Early in the game when Bryant drilled a long jumper, Lillard confidently countered by banking in a 3-point shot that gave the Blazers a nine-point advantage in the first quarter.

When Lillard pumped in his sixth shot near the end of the quarter, Bryant decided to cut into the 35-25 deficit by slicing through the Blazers’ defense for a layup.

Later, Lillard – who gave three inches in height to the taller, stronger veteran – switched over to defending Bryant and wouldn’t back down on defense. Lillard got whistled for a foul against Bryant near the close of the first half and for the first time in his NBA career, earned a technical foul for zealously protesting the call.

“I wasn’t trying to get (a technical),” Lillard said. “But I felt like we needed to play with some emotion.”

Lillard played down the duel angle – the man wearing the letter “O” versus the one who calls himself Vino – but after the epic night, the two shook hands and shared their respect. Their love fest continued late into the night on Twitter as both players offered the other his “salute.”

“He’s fantastic,” Bryant said of Lillard. “Really fantastic. It wasn’t a game where he was just hot. A lot of players get hot.”

“I told him he was a bad boy,” continued Bryant, sharing more postgame praise. “He was out there cooking with gasoline tonight.”

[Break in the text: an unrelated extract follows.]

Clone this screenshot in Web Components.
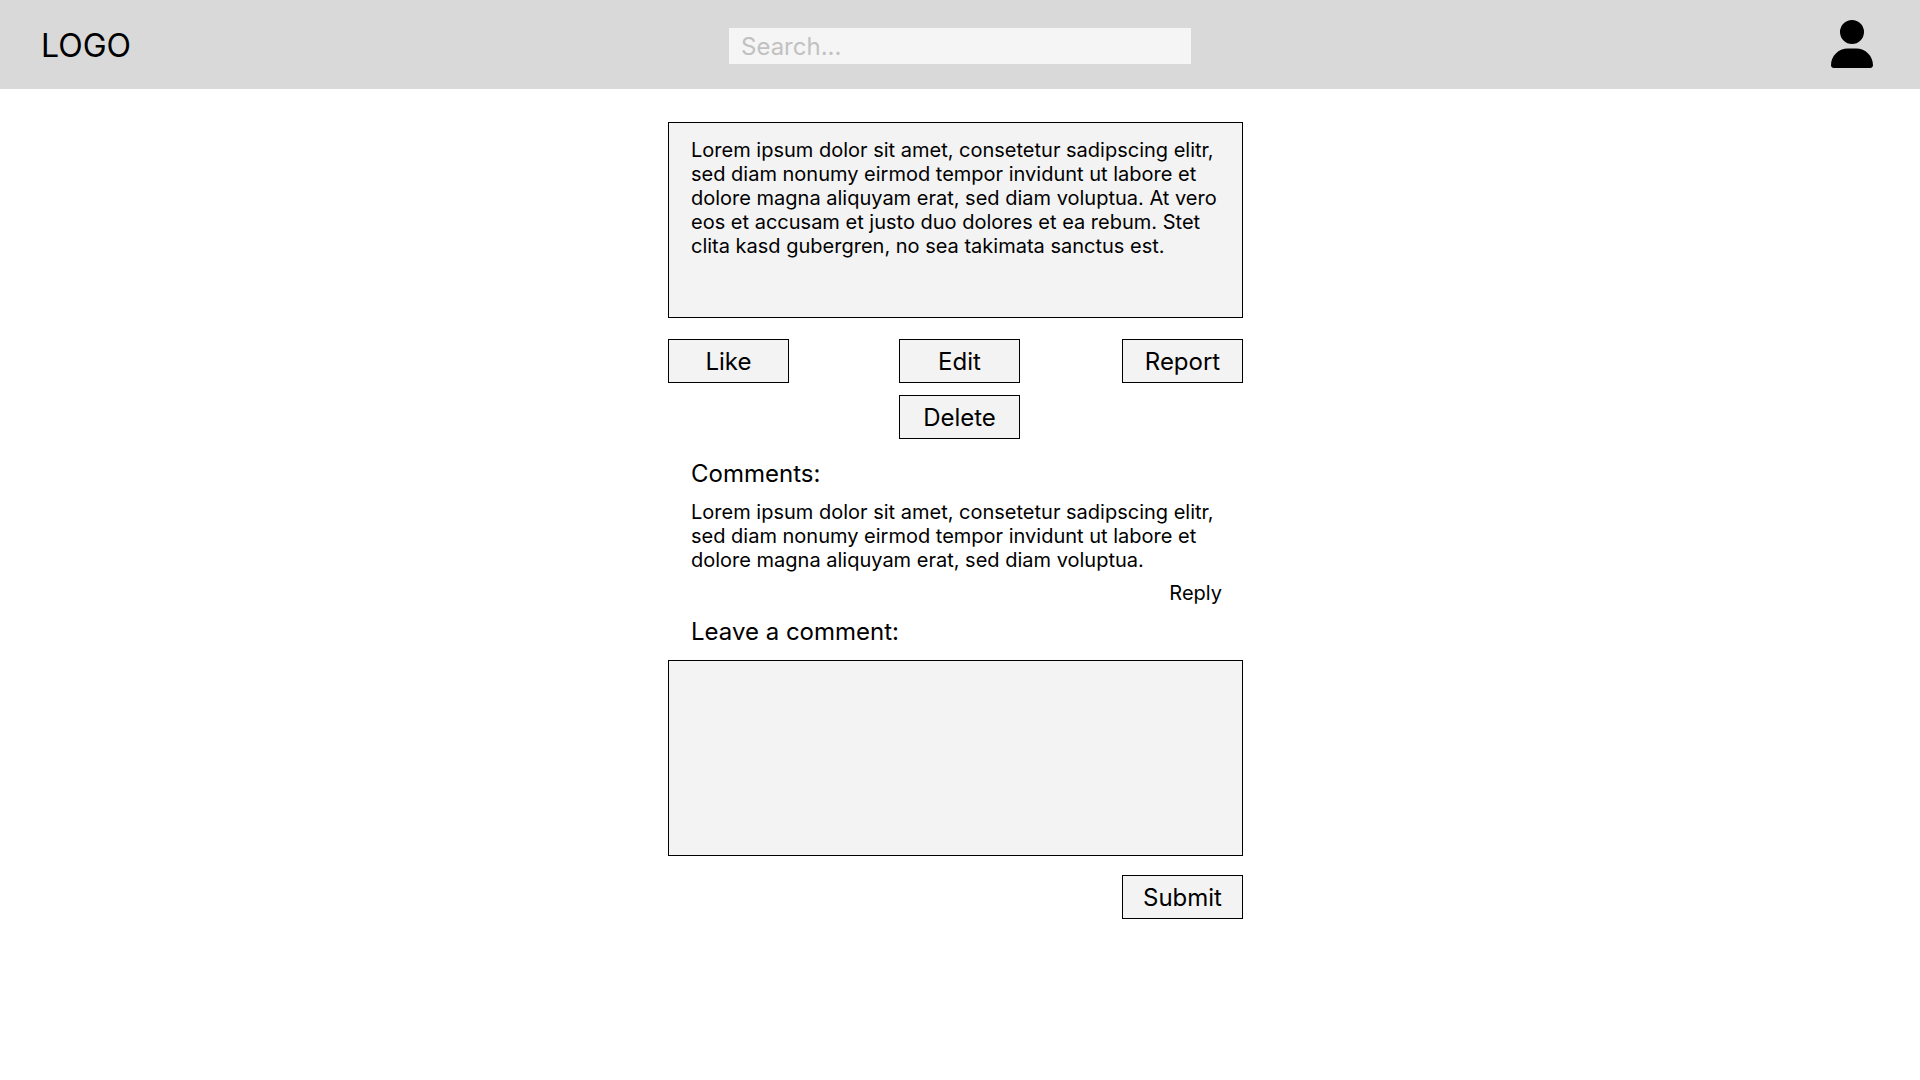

And in the first half, the Blazers squeezed the lighter fluid. As the starting lineup of Aldridge and the four-rookie quartet of Lillard, Will Barton, Victor Claver and Meyers Leonard torched the Lakers for a season-best 69 points.

Those young legs successfully darted around the older and slower Lakers from the start as Leonard won the tip over Dwight Howard and Barton attempted and swished in the game’s first shot.

“We just ran,” Barton said. “At the end of the day, every one who is out there is a pro so when people go down, those guys got to step up. I think that’s what we did in the first half. We were out there just flowing and pushing the tempo and getting out running.”

The rookies found each other in transition – Barton sent a pass to Claver for an inside finish – and worked wonders in the half-court set as Lillard found Leonard in the pick-and-roll. Then Lillard took over by ripping in three triples and the Blazers opened up a 12-point advantage in the opening quarter.

However, if the fairy tale had ended after 24 minutes, with the Blazers leading 69-61, then Pau Gasol likely would not have been heard rapping through the visitors’ locker room at the end of the night. Metta World Peace would not have told reporters that he sensed something special on the horizon and Bryant would not have tweeted his 1.8 million followers with: #vintagevino.

No. The swagger would have belonged to the team down the hallway. But the good vibes ended because the young Blazers could not match their hot scoring through the second half, neither adjusted well enough when the Lakers decided to blitz Lillard.

Los Angeles, desperate to live up to expectations and secure a postseason berth ahead of the Utah Jazz, opened the second half with a 17-2 run. Although the Blazers responded – a Lillard three, of course – to even the score at 78-78, the game turned into a back-and-forth affair before Bryant broke loose.

Bryant, the 34-year-old who spent equal times scorching the veteran Sasha Pavlovic as well as shutting down 22-year-old Barton, made an array of jaw-dropping jumpers through the third quarter but also contributed in other ways.

Bryant swatted away four shots, grabbed eight rebounds and dished out five assists. Then, Bryant got help.

Gasol capped a personal spurt of three straight buckets near the midway point of the fourth quarter. After Gasol’s game-tying mid-range shot, Steve Blake unlocked the Lillard puzzle on defense. The Lakers led 102-100 when Blake, a former Blazer guard and now starting at point for the Lakers in place of the injured Steve Nash, forced Lillard into the turnover. When Bryant gathered the loose ball, Lillard committed a clear-path foul that gave the Lakers two free throws plus another possession.

After Bryant sank his two attempts from the line, he lured Pavlovic into an isolation play, dribbled with a purpose to a foot inside the arc and finished the possession with the deep jump shot for the 106-100 lead with 4:30 remaining.

“He was on a mission,” Stotts said of Bryant. “He played the whole game. Usually, he feels out the game but he came out very aggressive to start.”

“What can you say about a 47-point performance? He’s done that before.”

On top of his late-game defense, Blake also outworked the Blazers’ Eric Maynor for two critical offensive rebounds. After Blake’s second grab, Gasol lobbed his team-high ninth assist to Howard for an alley-oop slam that pulled the Lakers ahead again by six points with under a minute to play.

The Lakers improved to 42-37 and now carry a full game lead over the Jazz for the 8th spot. From trying to spoil the Lakers’ last-seeded hopes to facing the top team in the West, the Blazers will look to snap the losing streak Friday night against the Oklahoma City Thunder.

“It was a very good effort by our team, but unfortunately we couldn’t pull it out,” Stotts concluded. “A couple plays down the stretch could have gone either way, a couple shots could have gone either way. For the most part, I thought it was a well-played game against a team that’s pretty hungry to make the playoffs.”